The sad reality is that venting his frustrations at the wrong call and speaking the truth may hurt him, since the general consensus is that the more players chirp, the less likely they are to get close calls, and if an ump is shown up, they won’t soon forget, especially if a player gets a rep.

“If it happens too often, not just with Jose, with a lot of guys, they start to think you’re whining,” said manager John Gibbons, who addressed the matter with his No. 3 hitter during spring training.

Or as first base coach Dwayne Murphy told sportsnet.ca recently: “Me and Jose talked about it quite a bit, you’re going to just hurt yourself. You’ve got to, not be friends with them, but you’ve got to understand these are the guys making the calls. We had meetings about it (as a team) because there were other guys, (Yunel) Escobar did it, there were other guys doing it. I told them, you guys are going to have problems if you keep doing this stuff.”

Those messages seem to have done little to deter Bautista, who during Tuesday’s season-opening loss to the Cleveland Indians flipped his bat toward the dugout and headed toward first on a 3-0 pitch that Nelson eventually called a strike, and later jawed at Nelson after getting wrung up.

The exchanges triggered memories of Bautista’s outbursts over ball and strike calls during a slow start early last season, though he was far from the only Blue Jays player to routinely get into it with umpires in 2012. Former manager John Farrell’s secondary title could have been whiner-in-chief.

“When I see something out of line and that I think in my head looks out of place, I react,” said Bautista. “I’m not sitting there turning around yelling at them all the time, a lot of times I just react and get back in the box and try to battle.

“Sometimes I have trouble more than other players dealing with my production being affected by somebody else’s mediocrity. It’s just the way I am as a person, it’s a tougher pill to swallow for me sometimes.”

While that last comment is certain not to win him friends with umpires, it is not without merit. A bone of contention between uniformed personnel and the officiating crews is that while the former must answer publicly for what happens on the field, the latter do not, even when their mistakes directly affect games.

And while the perception exists that the more savvy players tend to get calls to go their way – Derek Jeter, we’re looking in your direction – that certainly shouldn’t justify any inconsistencies in strike zone from player to player.
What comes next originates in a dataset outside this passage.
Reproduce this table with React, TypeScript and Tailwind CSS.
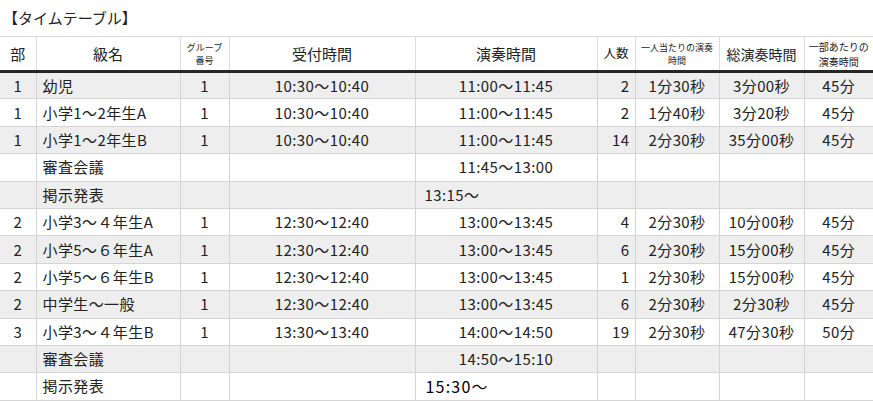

“I don’t want to get calls. I want the right call to be made,” said Bautista. “And I’m not saying that every time I react a certain way, the call is the way I think about it. No. But if seven out of 10, eight out of 10 times that I react, I go back and look at video and I still think I’m right, then there’s something to it. But what can I do? I can’t control it. I can’t change it.

“I know you were saying about the politics of it – I’ve gone months at a time without reacting and those calls still get made. So it doesn’t make a difference if you react or not, umpires are always going to make mistakes. That’s the nature of the game, it’s part of the game. Just for me, it’s harder to deal with. If that’s my weakness as a player, then I guess I must be doing all right in other aspects.

“I wish everybody else was more concerned about other things that I’m not doing right on the field, and not the way I react to umpires. I don’t see how I’m making this team a worse team because I react all the time. And I don’t know if I react all the time, but I react more than the normal person.”

Asked if there was a good way to engage an umpire without making enemies, Gibbons, a former catcher, said toned-down conversations were a particularly effective way of getting your point across.

“If you explode on them, that’s when they have a problem with it,” he explained. “Nobody likes to be shown up in the game. Nobody likes to be jumped on.”

For his part, Bautista insists he isn’t trying to show up the umpires in the least. He’s just displaying his natural reaction to what happens on the field.

“I don’t see anything wrong with playing with emotion,” he said. “I’m a determined person, I have to rely on my eyes to dictate what I can and cannot do on the field. And if my eyes are telling me something and I see a different result, than I react, it’s normal. I don’t mean any disrespect by it, I’m not trying to make anybody look bad, and I don’t think I make anybody look bad by reacting.

“I am starting to feel annoyed a little bit about the fact that everybody is trying to point the finger at me, saying I’m reacting and that’s something negative. Everybody is human, everybody makes mistakes, and I do it sometimes and a lot of times they do it, too. Everybody seems to be fine with that. It’s something I’m going to have to deal with and every player deals with all year long.

“Sometimes you wish some aspects of the game were up to par with the others and you have to be realistic at times, sometimes it’s tough to deal with.”

No doubt there, and if the umpires take his words and actions the wrong way, it can still get tougher.